## PROVIDED DATA:

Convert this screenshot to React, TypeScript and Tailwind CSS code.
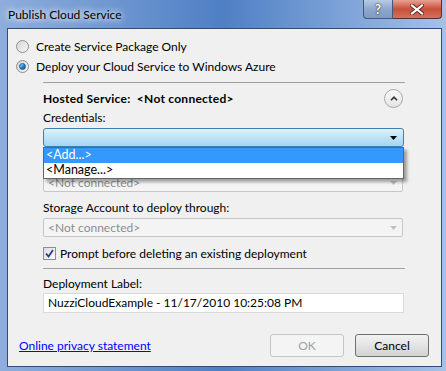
import React from 'react';

const font = { fontFamily: 'Lato, "Open Sans", sans-serif' };

const Radio = ({ checked }: { checked?: boolean }) => (
  <span className="w-[13px] h-[13px] rounded-full border border-[#8e8f8f] bg-gradient-to-br from-[#d4d4d4] to-[#f8f8f8] flex items-center justify-center shrink-0">
    {checked && (
      <span className="w-[7px] h-[7px] rounded-full bg-gradient-to-br from-[#a9e0fb] via-[#2a8cd4] to-[#0d4f99] border border-[#1d5a93]" />
    )}
  </span>
);

const Arrow = ({ color }: { color: string }) => (
  <svg width="7" height="4" viewBox="0 0 7 4">
    <path d="M0 0h7L3.5 4z" fill={color} />
  </svg>
);

const DisabledCombo = () => (
  <div className="h-[19px] w-[360px] rounded-[2px] border border-[#c6c6c6] bg-[#f4f4f4] flex items-center justify-between pl-[4px] pr-[5px] text-[#8d8d8d]">
    <span>&lt;Not connected&gt;</span>
    <Arrow color="#c0c0c0" />
  </div>
);

const App: React.FC = () => {
  return (
    <div
      className="w-[446px] h-[371px] flex flex-col bg-gradient-to-r from-[#8eaedc] via-[#4f7fc4] to-[#a5c1e6] text-[12px] text-black leading-none"
      style={font}
    >
      {/* Title bar */}
      <div className="h-[28px] flex justify-between shrink-0">
        <span className="pl-[8px] pt-[9px] text-[12px] [text-shadow:0_0_6px_#ffffff,0_0_10px_#ffffff]">
          Publish Cloud Service
        </span>
        <div className="flex items-start mr-[4px]">
          <div className="w-[30px] h-[19px] rounded-bl-[4px] border border-[#3e5a80] border-t-0 bg-gradient-to-b from-[#b7cbe4] via-[#8ea8cc] to-[#7e9bc3] flex items-center justify-center text-white font-bold text-[13px] [text-shadow:0_0_1px_#333,0_0_2px_#333]">
            ?
          </div>
          <div className="w-[49px] h-[19px] rounded-br-[4px] border border-[#5a2e28] border-t-0 border-l-0 bg-gradient-to-b from-[#e8a193] via-[#c94e3a] to-[#d4715c] flex items-center justify-center">
            <svg width="14" height="11" viewBox="0 0 14 11">
              <path d="M2 1.5L12 9.5M12 1.5L2 9.5" stroke="#5b2a22" strokeWidth="4" strokeLinecap="square" />
              <path d="M2 1.5L12 9.5M12 1.5L2 9.5" stroke="#ffffff" strokeWidth="2.2" strokeLinecap="square" />
            </svg>
          </div>
        </div>
      </div>

      {/* Client area */}
      <div className="flex-1 ml-[7px] mr-[4px] mb-[4px] border border-[#2f4d78] bg-[#f0f0f0] flex flex-col">
        <div className="pl-[8px] pt-[11px] flex flex-col gap-[7px]">
          <label className="flex items-center gap-[7px] h-[13px]">
            <Radio />
            <span>Create Service Package Only</span>
          </label>
          <label className="flex items-center gap-[7px] h-[13px]">
            <Radio checked />
            <span>Deploy your Cloud Service to Windows Azure</span>
          </label>
        </div>

        <div className="pl-[35px] flex flex-col w-[398px]">
          <div className="mt-[9px] h-px bg-[#a0a0a0] w-[362px]" />

          <div className="mt-[6px] flex items-center justify-between w-[362px] h-[19px]">
            <span className="font-bold tracking-[0.25px]">Hosted Service:&nbsp; &lt;Not connected&gt;</span>
            <span className="w-[19px] h-[19px] rounded-full border border-[#a8a8a8] bg-gradient-to-b from-[#fafafa] to-[#e4e4e4] flex items-center justify-center mr-[2px]">
              <svg width="8" height="5" viewBox="0 0 8 5">
                <path d="M1 4.2L4 1.2L7 4.2" stroke="#333" strokeWidth="1.6" fill="none" />
              </svg>
            </span>
          </div>

          <div className="mt-[3px] h-[14px] flex items-center">Credentials:</div>

          <div className="relative mt-[3px]">
            <div className="h-[19px] w-[361px] rounded-[3px] border border-[#3c7fb1] bg-gradient-to-b from-[#e0f2fc] via-[#bde3f7] to-[#a4d6f1] flex items-center justify-end pr-[6px]">
              <Arrow color="#000000" />
            </div>
            {/* open dropdown list */}
            <div className="absolute left-0 top-[19px] w-[361px] border border-[#646464] bg-white z-10 shadow-[3px_3px_3px_rgba(0,0,0,0.35)]">
              <div className="h-[15px] bg-[#3399ff] text-white flex items-center pl-[2px] text-[12.5px]">&lt;Add...&gt;</div>
              <div className="h-[15px] flex items-center pl-[2px] text-[12.5px]">&lt;Manage...&gt;</div>
            </div>
          </div>

          <div className="mt-[6px] h-[14px] flex items-center">Subscription:</div>
          <div className="mt-[6px]">
            <DisabledCombo />
          </div>

          <div className="mt-[9px] h-[14px] flex items-center">Storage Account to deploy through:</div>
          <div className="mt-[3px]">
            <DisabledCombo />
          </div>

          <label className="mt-[10px] flex items-center gap-[4px] h-[13px]">
            <span className="w-[13px] h-[13px] border border-[#8e8f8f] bg-gradient-to-br from-[#dcdcdc] to-[#fbfbfb] flex items-center justify-center shrink-0">
              <svg width="9" height="9" viewBox="0 0 9 9">
                <path d="M1 4.5L3.5 7.5L8 1" stroke="#21398f" strokeWidth="1.7" fill="none" />
              </svg>
            </span>
            <span>Prompt before deleting an existing deployment</span>
          </label>

          <div className="mt-[8px] h-px bg-[#a0a0a0] w-[362px]" />

          <div className="mt-[8px] h-[14px] flex items-center">Deployment Label:</div>
          <div className="mt-[2px] h-[20px] w-[361px] border border-[#dadada] bg-white flex items-center pl-[4px]">
            NuzziCloudExample - 11/17/2010 10:25:08 PM
          </div>
        </div>

        <div className="mt-auto mb-[9px] flex items-center justify-between pl-[11px] pr-[12px]">
          <a className="text-[#0000ff] underline cursor-pointer">Online privacy statement</a>
          <div className="flex gap-[11px]">
            <button className="w-[74px] h-[23px] rounded-[3px] border border-[#c5c5c5] bg-[#f4f4f4] text-[#a0a0a0]">OK</button>
            <button className="w-[74px] h-[23px] rounded-[3px] border border-[#707070] bg-gradient-to-b from-[#f2f2f2] via-[#e3e3e3] to-[#d2d2d2]">Cancel</button>
          </div>
        </div>
      </div>
    </div>
  );
};

export default App;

## WHAT THE EXERCISE ASKS:
Reproduce the material in full, word for word, and omit the pictures.

## EXERCISE ANSWER:
Convert this screenshot to React, TypeScript and Tailwind CSS code.
import React from 'react';

const font = { fontFamily: 'Lato, "Open Sans", sans-serif' };

const Radio = ({ checked }: { checked?: boolean }) => (
  <span className="w-[13px] h-[13px] rounded-full border border-[#8e8f8f] bg-gradient-to-br from-[#d4d4d4] to-[#f8f8f8] flex items-center justify-center shrink-0">
    {checked && (
      <span className="w-[7px] h-[7px] rounded-full bg-gradient-to-br from-[#a9e0fb] via-[#2a8cd4] to-[#0d4f99] border border-[#1d5a93]" />
    )}
  </span>
);

const Arrow = ({ color }: { color: string }) => (
  <svg width="7" height="4" viewBox="0 0 7 4">
    <path d="M0 0h7L3.5 4z" fill={color} />
  </svg>
);

const DisabledCombo = () => (
  <div className="h-[19px] w-[360px] rounded-[2px] border border-[#c6c6c6] bg-[#f4f4f4] flex items-center justify-between pl-[4px] pr-[5px] text-[#8d8d8d]">
    <span>&lt;Not connected&gt;</span>
    <Arrow color="#c0c0c0" />
  </div>
);

const App: React.FC = () => {
  return (
    <div
      className="w-[446px] h-[371px] flex flex-col bg-gradient-to-r from-[#8eaedc] via-[#4f7fc4] to-[#a5c1e6] text-[12px] text-black leading-none"
      style={font}
    >
      {/* Title bar */}
      <div className="h-[28px] flex justify-between shrink-0">
        <span className="pl-[8px] pt-[9px] text-[12px] [text-shadow:0_0_6px_#ffffff,0_0_10px_#ffffff]">
          Publish Cloud Service
        </span>
        <div className="flex items-start mr-[4px]">
          <div className="w-[30px] h-[19px] rounded-bl-[4px] border border-[#3e5a80] border-t-0 bg-gradient-to-b from-[#b7cbe4] via-[#8ea8cc] to-[#7e9bc3] flex items-center justify-center text-white font-bold text-[13px] [text-shadow:0_0_1px_#333,0_0_2px_#333]">
            ?
          </div>
          <div className="w-[49px] h-[19px] rounded-br-[4px] border border-[#5a2e28] border-t-0 border-l-0 bg-gradient-to-b from-[#e8a193] via-[#c94e3a] to-[#d4715c] flex items-center justify-center">
            <svg width="14" height="11" viewBox="0 0 14 11">
              <path d="M2 1.5L12 9.5M12 1.5L2 9.5" stroke="#5b2a22" strokeWidth="4" strokeLinecap="square" />
              <path d="M2 1.5L12 9.5M12 1.5L2 9.5" stroke="#ffffff" strokeWidth="2.2" strokeLinecap="square" />
            </svg>
          </div>
        </div>
      </div>

      {/* Client area */}
      <div className="flex-1 ml-[7px] mr-[4px] mb-[4px] border border-[#2f4d78] bg-[#f0f0f0] flex flex-col">
        <div className="pl-[8px] pt-[11px] flex flex-col gap-[7px]">
          <label className="flex items-center gap-[7px] h-[13px]">
            <Radio />
            <span>Create Service Package Only</span>
          </label>
          <label className="flex items-center gap-[7px] h-[13px]">
            <Radio checked />
            <span>Deploy your Cloud Service to Windows Azure</span>
          </label>
        </div>

        <div className="pl-[35px] flex flex-col w-[398px]">
          <div className="mt-[9px] h-px bg-[#a0a0a0] w-[362px]" />

          <div className="mt-[6px] flex items-center justify-between w-[362px] h-[19px]">
            <span className="font-bold tracking-[0.25px]">Hosted Service:&nbsp; &lt;Not connected&gt;</span>
            <span className="w-[19px] h-[19px] rounded-full border border-[#a8a8a8] bg-gradient-to-b from-[#fafafa] to-[#e4e4e4] flex items-center justify-center mr-[2px]">
              <svg width="8" height="5" viewBox="0 0 8 5">
                <path d="M1 4.2L4 1.2L7 4.2" stroke="#333" strokeWidth="1.6" fill="none" />
              </svg>
            </span>
          </div>

          <div className="mt-[3px] h-[14px] flex items-center">Credentials:</div>

          <div className="relative mt-[3px]">
            <div className="h-[19px] w-[361px] rounded-[3px] border border-[#3c7fb1] bg-gradient-to-b from-[#e0f2fc] via-[#bde3f7] to-[#a4d6f1] flex items-center justify-end pr-[6px]">
              <Arrow color="#000000" />
            </div>
            {/* open dropdown list */}
            <div className="absolute left-0 top-[19px] w-[361px] border border-[#646464] bg-white z-10 shadow-[3px_3px_3px_rgba(0,0,0,0.35)]">
              <div className="h-[15px] bg-[#3399ff] text-white flex items-center pl-[2px] text-[12.5px]">&lt;Add...&gt;</div>
              <div className="h-[15px] flex items-center pl-[2px] text-[12.5px]">&lt;Manage...&gt;</div>
            </div>
          </div>

          <div className="mt-[6px] h-[14px] flex items-center">Subscription:</div>
          <div className="mt-[6px]">
            <DisabledCombo />
          </div>

          <div className="mt-[9px] h-[14px] flex items-center">Storage Account to deploy through:</div>
          <div className="mt-[3px]">
            <DisabledCombo />
          </div>

          <label className="mt-[10px] flex items-center gap-[4px] h-[13px]">
            <span className="w-[13px] h-[13px] border border-[#8e8f8f] bg-gradient-to-br from-[#dcdcdc] to-[#fbfbfb] flex items-center justify-center shrink-0">
              <svg width="9" height="9" viewBox="0 0 9 9">
                <path d="M1 4.5L3.5 7.5L8 1" stroke="#21398f" strokeWidth="1.7" fill="none" />
              </svg>
            </span>
            <span>Prompt before deleting an existing deployment</span>
          </label>

          <div className="mt-[8px] h-px bg-[#a0a0a0] w-[362px]" />

          <div className="mt-[8px] h-[14px] flex items-center">Deployment Label:</div>
          <div className="mt-[2px] h-[20px] w-[361px] border border-[#dadada] bg-white flex items-center pl-[4px]">
            NuzziCloudExample - 11/17/2010 10:25:08 PM
          </div>
        </div>

        <div className="mt-auto mb-[9px] flex items-center justify-between pl-[11px] pr-[12px]">
          <a className="text-[#0000ff] underline cursor-pointer">Online privacy statement</a>
          <div className="flex gap-[11px]">
            <button className="w-[74px] h-[23px] rounded-[3px] border border-[#c5c5c5] bg-[#f4f4f4] text-[#a0a0a0]">OK</button>
            <button className="w-[74px] h-[23px] rounded-[3px] border border-[#707070] bg-gradient-to-b from-[#f2f2f2] via-[#e3e3e3] to-[#d2d2d2]">Cancel</button>
          </div>
        </div>
      </div>
    </div>
  );
};

export default App;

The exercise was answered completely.